Singapore pastor Kong Hee, along with five other City Harvest Church leaders, have been accused by the prosecution of weaving "lies and falsehoods" in trying to get themselves out of a conviction that found them guilty of misusing $35 million in church funds.
"The offenders wove an intricate tapestry of lies and falsehoods in the course of committing their offenses and seeking to conceal them," Deputy Public Prosecutor Christopher Ong said, according to Channel News Asia.
"With the truth having been laid bare at trial, it has become a web of deceit from which they cannot and should not be allowed to escape."
Kong was given an eight-year prison sentence last year for his role in the misuse of money, while the five other CHC members were given lesser prison sentences.

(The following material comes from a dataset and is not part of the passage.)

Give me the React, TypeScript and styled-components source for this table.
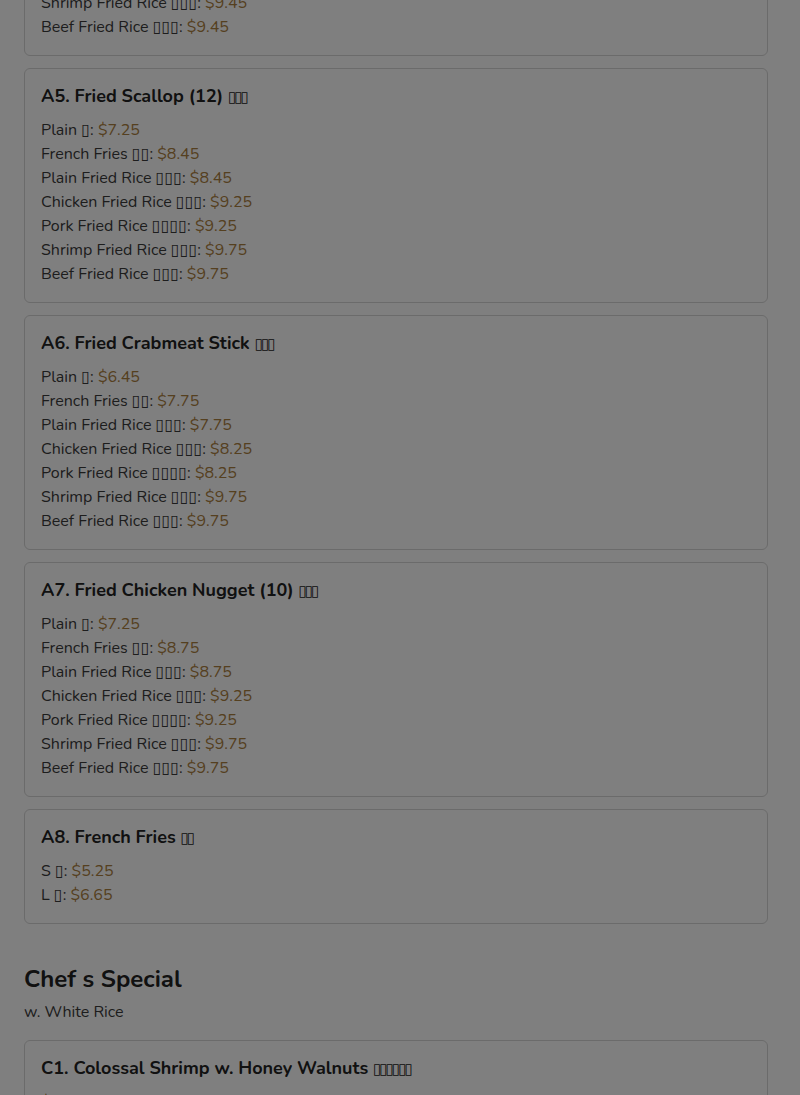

The accused have claimed that the money went into the church's Crossover Project, which uses Kong's wife and fellow CHC pastor Sun Ho's music to spread the Gospel, but the prosecution insists that the money went into sham bond investments that ultimately would have been used to support Ho's career in the United States.
Ong claimed that part of the money would have been used for the church's Building Fund, however, and said that the accused also attempted to "pull the wool over the eyes" of the church's auditors and "conceal the fact that Ms Ho's career was being funded by the church ... to avoid dissent from within the church."
Judge of Appeal Chao Hick Tin and Justices Chan Seng Onn and Woo Bih Li have already listened to the appeals of the six CHC accused members, though on Wednesday the prosecution will also get to argue for why the jail sentences need to be raised.
Kong's lawyer, Edwin Tong, told the judges last week that the three criminal convictions against his client need to be overturned.
Tong insisted that the CHC founder used the money to support the church's mission, and presented evidence that the church had not suffered actual financial losses.
"It is beyond question that the accused believed wholeheartedly that they were using church funds for an approved church purpose," Tong explained.
Ong rejected Kong's argument on Tuesday that the Crossover Project needed secrecy in order to avoid uncomfortable public scrutiny, however, and said that the only thing the accused were trying to keep secret is that Ho was being funded by the church's building fund – which was "buried so deep that even the auditors don't know about it."
Ong said that it was public knowledge that the pop singer was the "famous pastor Kong Hee's wife," and it was known that Kong would come out to preach at the end of her concerts.
"Where is the secrecy in this?" he asked, according to The Straits Times.